The Small Fortune of Dorothea Q - Sharon Maas

When Sharon Maas first made it known to her then-agent and then-editor that she was thinking about writing a book set in her native Guyana, she met with blank incomprehension and utter rejection: "Guyana? Whyever would anyone write about that little backwater country; a place nobody knows anything about and which probably at least half her projected readership wouldn't even be able to correctly point out on a map? No no no," she was told, "stick with what is safe and what people know. And if you want to write a book set in an exotic location, write something set in India. You know India, right? You've lived there – so you can just as credibly write about that. And there are plenty of people out there who do want to read books set in India. It's even a sort of literary trend these days.

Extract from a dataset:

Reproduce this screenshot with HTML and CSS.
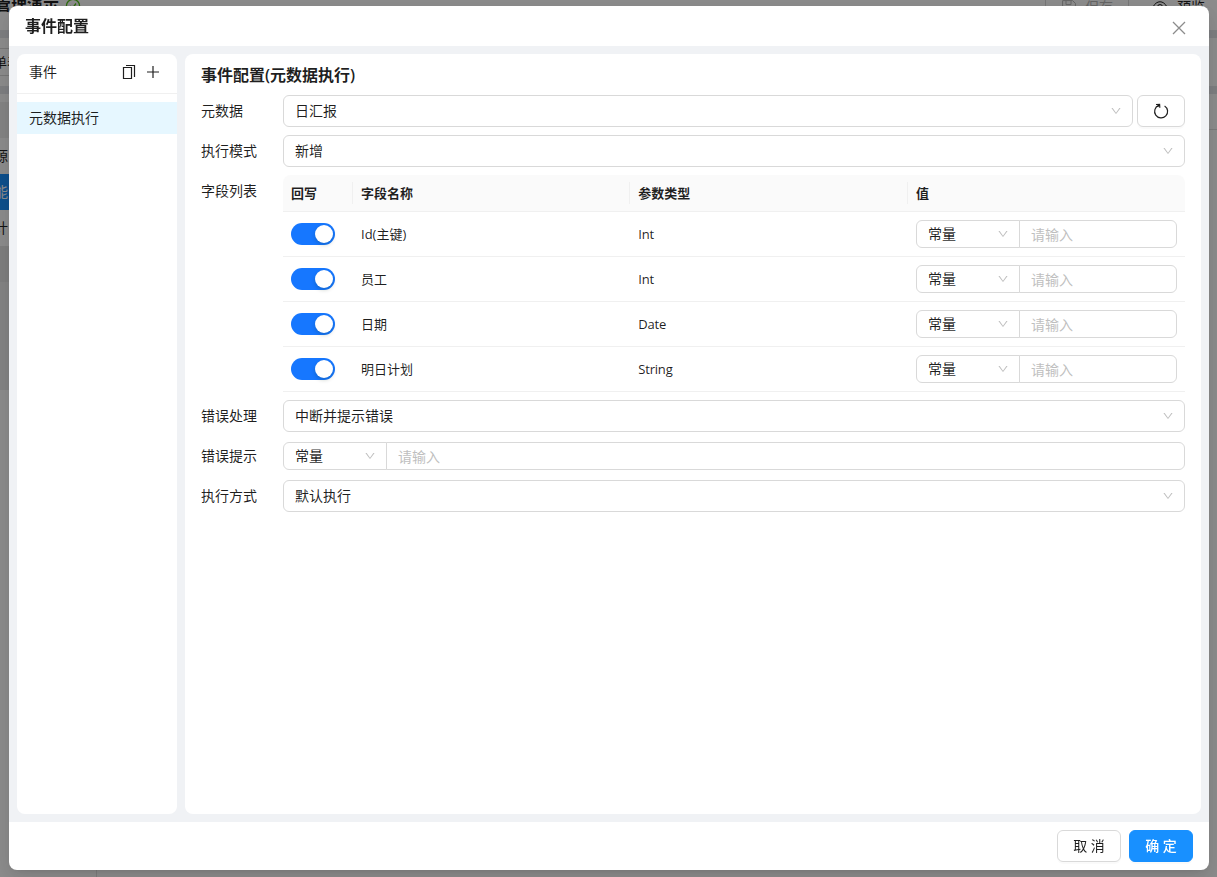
FILE: index.html
```html
<!DOCTYPE html>
<html lang="zh-CN">
<head>
  <meta charset="utf-8">
  <meta name="viewport" content="width=device-width">
  <title>事件配置</title>
  <link rel="stylesheet" href="styles.css">
</head>
<body>
  <svg class="sprite">
    <symbol id="down" viewBox="0 0 1024 1024">
      <path d="M884 256h-75c-5.1 0-9.9 2.5-12.9 6.6L512 654.2 227.9 262.6c-3-4.1-7.8-6.6-12.9-6.6h-75c-6.5 0-10.3 7.4-6.5 12.7l352.6 486.1c12.8 17.6 39 17.6 51.7 0l352.6-486.1c3.9-5.3.1-12.7-6.4-12.7z"/>
    </symbol>
  </svg>

  <!-- page behind the dialog -->
  <div class="page">
    <div class="page_top">
      <span class="page_title">管理演示</span>
      <svg class="page_check" width="16" height="16" viewBox="0 0 16 16"><circle cx="8" cy="8" r="6.6"/><path d="M5 8l2.300 2.500L11 5.500"/></svg>
      <span class="page_btn off">
        <svg width="14" height="14" viewBox="0 0 14 14"><path d="M.6.6h10l2.800 2.800v10H.6zM4 .6v4h5v-4"/></svg>保存
      </span>
      <span class="page_btn preview">
        <svg width="16" height="16" viewBox="0 0 16 16"><path d="M1 8c3.500-7 10.500-7 14 0c-3.500 7-10.500 7-14 0z"/><circle cx="8" cy="8" r="2.500"/></svg>预览
      </span>
    </div>
    <div class="page_tabs"><span>单表</span></div>
    <div class="page_body">
      <div class="page_menu">
        <div class="gap"></div>
        <div>资源</div>
        <div class="active">功能</div>
        <div>设计</div>
        <div class="dark"></div>
        <div class="mid"></div>
      </div>
      <div class="page_right"></div>
    </div>
  </div>
  <div class="mask"></div>

  <div class="modal">
    <div class="modal_header">
      <h1>事件配置</h1>
      <svg class="close" width="14" height="14" viewBox="0 0 14 14"><path d="M1 1l12 12M13 1L1 13"/></svg>
    </div>
    <div class="modal_body">
      <div class="side">
        <div class="side_header">
          <span>事件</span>
          <svg width="14" height="14" viewBox="0 0 14 14"><path d="M1.500 2.500h8v11h-8zM4 .5h8.500v11.500" stroke-width="1.200"/></svg>
          <svg width="14" height="14" viewBox="0 0 14 14"><path d="M7 1v12M1 7h12" stroke-width="1.200"/></svg>
        </div>
        <div class="side_item">元数据执行</div>
      </div>

      <div class="content">
        <h2>事件配置(元数据执行)</h2>
        <div class="row">
          <label>元数据</label>
          <div class="select">日汇报<svg><use href="#down"/></svg></div>
          <button class="reload"><svg width="16" height="16" viewBox="0 0 16 16"><path d="M5.600 2.400A6.500 6.500 0 1 0 11.600 2.900" stroke-width="1.200"/><path d="M3 1.500l3.600-.2.200 3.500M6.500 1.300L4.600 4" stroke-width="1.200"/></svg></button>
        </div>
        <div class="row">
          <label>执行模式</label>
          <div class="select">新增<svg><use href="#down"/></svg></div>
        </div>
        <div class="row list">
          <label>字段列表</label>
          <div class="table">
            <div class="tr th"><div>回写</div><div>字段名称</div><div>参数类型</div><div>值</div></div>
            <div class="tr">
              <div><span class="switch"></span></div><div>Id(主键)</div><div>Int</div>
              <div class="group"><div class="type">常量<svg><use href="#down"/></svg></div><input type="text" placeholder="请输入"></div>
            </div>
            <div class="tr">
              <div><span class="switch"></span></div><div>员工</div><div>Int</div>
              <div class="group"><div class="type">常量<svg><use href="#down"/></svg></div><input type="text" placeholder="请输入"></div>
            </div>
            <div class="tr">
              <div><span class="switch"></span></div><div>日期</div><div>Date</div>
              <div class="group"><div class="type">常量<svg><use href="#down"/></svg></div><input type="text" placeholder="请输入"></div>
            </div>
            <div class="tr">
              <div><span class="switch"></span></div><div>明日计划</div><div>String</div>
              <div class="group"><div class="type">常量<svg><use href="#down"/></svg></div><input type="text" placeholder="请输入"></div>
            </div>
          </div>
        </div>
        <div class="row">
          <label>错误处理</label>
          <div class="select">中断并提示错误<svg><use href="#down"/></svg></div>
        </div>
        <div class="row">
          <label>错误提示</label>
          <div class="group"><div class="type">常量<svg><use href="#down"/></svg></div><input type="text" placeholder="请输入"></div>
        </div>
        <div class="row">
          <label>执行方式</label>
          <div class="select">默认执行<svg><use href="#down"/></svg></div>
        </div>
      </div>
    </div>
    <div class="modal_footer">
      <button>取 消</button>
      <button class="primary">确 定</button>
    </div>
  </div>
</body>
</html>
```
FILE: styles.css
```css
*, *:before, *:after {
  box-sizing: border-box;
}
html, body {
  height: 100%;
}
body {
  margin: 0;
  overflow: hidden;
  font-family: "Open Sans", "Noto Sans CJK SC", sans-serif;
  font-size: 14px;
  line-height: 22px;
  color: rgba(0, 0, 0, 0.88);
}
svg {
  fill: none;
  stroke: currentColor;
  flex: none;
}
.sprite {
  display: none;
}
h1, h2 {
  margin: 0;
  font-size: 16px;
  line-height: 24px;
  font-weight: 600;
}
button, input {
  font-family: inherit;
  font-size: 14px;
  color: inherit;
}

/* page behind the dialog */
.page {
  height: 100%;
  display: flex;
  flex-direction: column;
  gap: 8px;
  background: #e4e6eb;
}
.page_top {
  height: 30px;
  display: flex;
  align-items: flex-start;
  background: #fff;
}
.page_title {
  width: 60px;
  margin-left: -5px;
  margin-top: -7px;
  font-size: 16px;
  font-weight: 600;
  white-space: nowrap;
}
.page_check {
  color: #52c41a;
  margin: -2px auto 0 10px;
  stroke-width: 1.3;
}
.page_btn {
  display: flex;
  align-items: center;
  gap: 9px;
  height: 32px;
  margin-top: -9px;
  border: 1px solid #d9d9d9;
}
.page_btn.off {
  width: 84px;
  padding-left: 16px;
  color: #b8b8b8;
}
.page_btn.preview {
  width: 88px;
  padding-left: 23px;
  border: none;
}
.page_tabs {
  height: 48px;
  padding-top: 10px;
  background: #fff;
}
.page_tabs span {
  display: block;
  width: 40px;
  height: 28px;
  margin-left: -7px;
  border: 1px solid #d9d9d9;
  line-height: 26px;
  font-size: 13px;
}
.page_body {
  flex: 1;
  display: flex;
  justify-content: space-between;
  background: #fff;
}
.page_menu {
  width: 97px;
  padding-top: 8px;
  border-right: 1px solid #e4e4e4;
}
.page_menu div {
  height: 36px;
  line-height: 36px;
  margin-left: -20px;
}
.page_menu .gap,
.page_menu .mid {
  background: #f0f0f0;
}
.page_menu .active {
  background: #1890ff;
  color: #fff;
}
.page_menu .dark {
  background: #e6e6e6;
}
.page_menu .mid {
  height: 108px;
}
.page_right {
  width: 60px;
  height: 36px;
  border-bottom: 1px solid #e0e0e0;
}
.mask {
  position: fixed;
  inset: 0;
  background: rgba(0, 0, 0, 0.45);
}

.modal {
  position: fixed;
  top: 6px;
  left: 9px;
  width: 1200px;
  height: 864px;
  display: flex;
  flex-direction: column;
  background: #fff;
  border-radius: 8px;
  overflow: hidden;
  box-shadow: 0 6px 16px 0 rgba(0, 0, 0, 0.08), 0 3px 6px -4px rgba(0, 0, 0, 0.12), 0 9px 28px 8px rgba(0, 0, 0, 0.05);
}
.modal_header {
  height: 40px;
  padding: 0 23px 0 16px;
  display: flex;
  align-items: center;
  justify-content: space-between;
}
.close {
  margin-top: 4px;
  color: #8c8c8c;
  stroke-width: 1.3;
}
.modal_body {
  flex: 1;
  display: flex;
  gap: 8px;
  padding: 8px;
  background: #f0f2f5;
}
.side, .content {
  background: #fff;
  border-radius: 8px;
}
.side {
  width: 160px;
}
.side_header {
  display: flex;
  align-items: center;
  gap: 10px;
  height: 40px;
  padding: 0 17px 3px 12px;
  border-bottom: 1px solid #f0f0f0;
}
.side_header span {
  flex: 1;
}
.side_item {
  height: 32px;
  margin-top: 8px;
  padding-left: 12px;
  line-height: 32px;
  background: #e6f7ff;
}
.content {
  flex: 1;
  padding: 9px 16px;
}
h2 {
  margin-bottom: 8px;
}
.row {
  display: flex;
  align-items: center;
  height: 32px;
  margin-bottom: 8px;
}
.row label {
  width: 82px;
  flex: none;
}
.row.list {
  height: auto;
  align-items: flex-start;
}
.row.list label {
  line-height: 32px;
}
.select {
  flex: 1;
  height: 32px;
  display: flex;
  align-items: center;
  justify-content: space-between;
  padding: 0 10px 0 11px;
  border: 1px solid #d9d9d9;
  border-radius: 6px;
}
.select svg, .type svg {
  width: 12px;
  height: 12px;
  fill: #bfbfbf;
  stroke: none;
}
.reload {
  width: 48px;
  height: 32px;
  margin-left: 4px;
}
.table {
  flex: 1;
  font-size: 13px;
}
.tr {
  display: grid;
  grid-template-columns: 70px 277.300px 277.700px 1fr;
  align-items: center;
  height: 45px;
  border-bottom: 1px solid #f0f0f0;
}
.tr > div {
  padding: 0 8px;
}
.tr > div:nth-child(3) {
  letter-spacing: -0.2px;
}
.tr.th {
  height: 37px;
  background: #fafafa;
  border-radius: 8px 8px 0 0;
  font-weight: 600;
}
.tr.th > div {
  letter-spacing: 0;
}
.th div + div {
  box-shadow: -1px 0 #f0f0f0;
}
.switch {
  display: block;
  width: 44px;
  height: 22px;
  padding: 2px;
  border-radius: 11px;
  background: #1677ff;
}
.switch:before {
  content: "";
  display: block;
  width: 18px;
  height: 18px;
  margin-left: auto;
  border-radius: 9px;
  background: #fff;
  box-shadow: 0 2px 4px 0 rgba(0, 35, 11, 0.2);
}
.group {
  flex: 1;
  display: flex;
  min-width: 0;
  font-size: 14px;
}
.type {
  width: 104px;
  height: 28px;
  display: flex;
  align-items: center;
  justify-content: space-between;
  padding: 0 10px 0 11px;
  border: 1px solid #d9d9d9;
  border-radius: 6px 0 0 6px;
}
.group input {
  flex: 1;
  min-width: 0;
  height: 28px;
  margin-left: -1px;
  padding: 0 11px;
  border: 1px solid #d9d9d9;
  border-radius: 0 6px 6px 0;
}
.group input::placeholder {
  color: #bfbfbf;
}

button {
  display: flex;
  align-items: center;
  justify-content: center;
  background: #fff;
  border: 1px solid #d9d9d9;
  border-radius: 6px;
  box-shadow: 0 2px 0 rgba(0, 0, 0, 0.02);
}
.modal_footer {
  height: 48px;
  display: flex;
  align-items: center;
  justify-content: flex-end;
  gap: 8px;
  padding: 0 16px;
}
.modal_footer button {
  width: 64px;
  height: 32px;
  padding-bottom: 3px;
}
.modal_footer .primary {
  background: #1890ff;
  border-color: #1890ff;
  color: #fff;
  font-weight: 500;
}
```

You'll fit right in."

 

Sharon's response, after actually having published three books in which Indian settings played a crucial role, was to refuse to work with anybody who was not open to her own ideas about the construction and settings of her books; even if that meant not having any literary agent at all, nor a publisher, for the foreseeable future. The one thing she did not do, however, was stop writing. And looking for a new publisher, who would accept her without any preconceived notions about which niche to fit her in. Over a decade after the publication of her third novel, The Speech of Angels, she finally struck gold – so now here it is, the book (or first of several books, hopefully) that might never have gone to print if its author had not finally found a publisher willing to take her on solely on the strength of her writing, and accept the chosen setting as an asset rather than a burden.